The government’s creditor relationship with the interdiction and state court judgment raises questions of standing and failure to state a claim. These issues are here not easily disentangled. Congress has given the I.R.S. access to federal courts to collect taxes, and – while this case pushes the outer limits of that license – we will reach the merits and affirm the district court’s rejection of the government’s claim. Ultimately, the government is unable to demonstrate any entitlement to the disputed moneys by virtue of its contract with Caroline Hunt.

Memorandum Opinion, pp. 3-4.

A concurring opinion noted that under Louisiana law, an affected party could have sought annulment of the judgment within one year of discovery if it was obtained through "ill practices." Having failed to utilize the remedy created by state law, the government was without a remedy in federal court.

The opinion is remarkable in that the Fifth Circuit panel chose to publish an opinion whose discussion did not cite any cases, statutes or rules (although the concurrence did reference the Louisiana annulment procedure). This could be seen as a public rebuke to the government both for pursuing a meritless claim and for failing to protect its interest.

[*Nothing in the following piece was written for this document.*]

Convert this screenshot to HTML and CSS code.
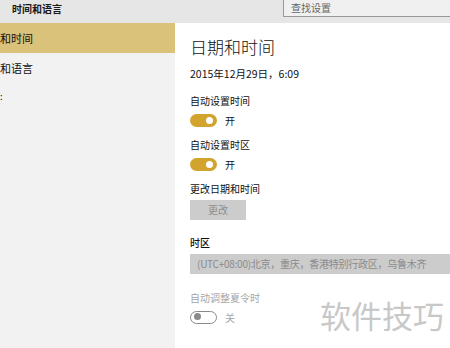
FILE: index.html
```html
<!DOCTYPE html>
<html lang="zh">
<head>
<meta charset="utf-8">
<link rel="stylesheet" href="styles.css">
</head>
<body>
<div class="topbar">
  <div class="apptitle">时间和语言</div>
  <div class="search">查找设置</div>
</div>
<div class="main">
  <nav class="sidebar">
    <div class="navitem selected">和时间</div>
    <div class="navitem">和语言</div>
    <div class="navitem small">:</div>
  </nav>
  <section class="content">
    <h1 class="title">日期和时间</h1>
    <div class="date">2015年12月29日，6:09</div>

    <div class="label">自动设置时间</div>
    <div class="toggle-row">
      <span class="toggle on"><span class="knob"></span></span>
      <span class="state">开</span>
    </div>

    <div class="label l2">自动设置时区</div>
    <div class="toggle-row">
      <span class="toggle on"><span class="knob"></span></span>
      <span class="state">开</span>
    </div>

    <div class="label l3">更改日期和时间</div>
    <div class="button">更改</div>

    <div class="label zone">时区</div>
    <div class="select">(UTC+08:00)北京，重庆，香港特别行政区，乌鲁木齐</div>

    <div class="label disabled">自动调整夏令时</div>
    <div class="toggle-row">
      <span class="toggle off"><span class="knob"></span></span>
      <span class="state disabled">关</span>
    </div>
    <div class="watermark">软件技巧</div>
  </section>
</div>
</body>
</html>
```

FILE: styles.css
```css
* { box-sizing: border-box; }
html, body {
  margin: 0;
  padding: 0;
  width: 450px;
  height: 348px;
  overflow: hidden;
  background: #ffffff;
  font-family: "Noto Sans CJK SC", "Noto Sans", sans-serif;
  color: #000;
}
.topbar {
  height: 23px;
  background: #e6e6e6;
  display: flex;
  align-items: flex-start;
}
.apptitle {
  margin-left: 12px;
  font-size: 10px;
  font-weight: bold;
  line-height: 18px;
  width: 271px;
  color: #1a1a1a;
}
.search {
  flex: 1;
  height: 17px;
  border: 1px solid #999;
  border-top: none;
  border-right: none;
  background: #f0f0f0;
  font-size: 10px;
  line-height: 15px;
  padding-left: 7px;
  color: #666;
}
.main {
  display: flex;
  height: 325px;
}
.sidebar {
  width: 175px;
  background: #f2f2f2;
  flex: none;
}
.navitem {
  height: 31px;
  line-height: 31px;
  font-size: 11px;
  color: #111;
}
.navitem.selected {
  height: 30px;
  line-height: 30px;
  background: #dbc27a;
}
.navitem.small {
  font-size: 9px;
  line-height: 26px;
}
.content {
  flex: 1;
  padding-left: 15px;
  position: relative;
}
.title {
  margin: 12px 0 0 0;
  font-size: 17px;
  font-weight: 300;
  line-height: 24px;
  color: #111;
}
.date {
  margin-top: 8px;
  font-size: 10.5px;
  line-height: 14px;
  color: #111;
}
.label {
  font-size: 10px;
  line-height: 14px;
  margin-top: 13px;
  color: #111;
}
.label.l2, .label.l3 { margin-top: 11px; }
.label.zone { margin-top: 16px; font-weight: 500; }
.label.disabled, .state.disabled { color: #a6a6a6; }
.label.disabled { margin-top: 17px; }
.toggle-row {
  display: flex;
  align-items: center;
  margin-top: 5px;
  height: 14px;
}
.toggle {
  width: 27px;
  height: 13px;
  border-radius: 7px;
  position: relative;
  flex: none;
}
.toggle.on { background: #d2a42e; }
.toggle.off { border: 1.5px solid #8a8a8a; background: #fff; }
.knob {
  position: absolute;
  width: 7px;
  height: 7px;
  border-radius: 50%;
  top: 3px;
}
.toggle.on .knob { background: #fff; right: 4px; }
.toggle.off .knob { background: #8a8a8a; left: 3px; top: 1.5px; }
.state {
  margin-left: 8px;
  font-size: 10px;
  color: #111;
}
.button {
  margin-top: 4px;
  width: 56px;
  height: 20px;
  background: #cccccc;
  color: #8c8c8c;
  font-size: 10px;
  line-height: 20px;
  text-align: center;
}
.select {
  margin-top: 4px;
  height: 20px;
  background: #cccccc;
  color: #8a8a8a;
  font-size: 10px;
  letter-spacing: -0.25px;
  line-height: 20px;
  padding-left: 7px;
  white-space: nowrap;
}
.watermark {
  position: absolute;
  left: 145px;
  top: 273px;
  font-size: 31px;
  line-height: 38px;
  color: #c8c8c8;
  white-space: nowrap;
}
```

While the precedential value of this opinion is minimal, it offers several practical lessons. The first is that state court judgments matter. Far too many debtors wait until after an adverse judgment has been rendered to seek bankruptcy relief. By that time, it may be too late. Once a judgment has been rendered in state court, it can only be challenged in state court no matter how badly it smells. The second lesson is to be careful in drafting plans and agreements. In this case, the expectation was that Caroline would receive an inheritance which would go to the government. However, there were many ways that expectation could have been thwarted. Caroline could have predeceased her rich uncle, he could have prepared a will excluding her or he could have lost the money in a casino. The fact that the nephews used a suspect, last minute move to divert the inheritance did not change the fact that the original promise was rather illusory to begin with.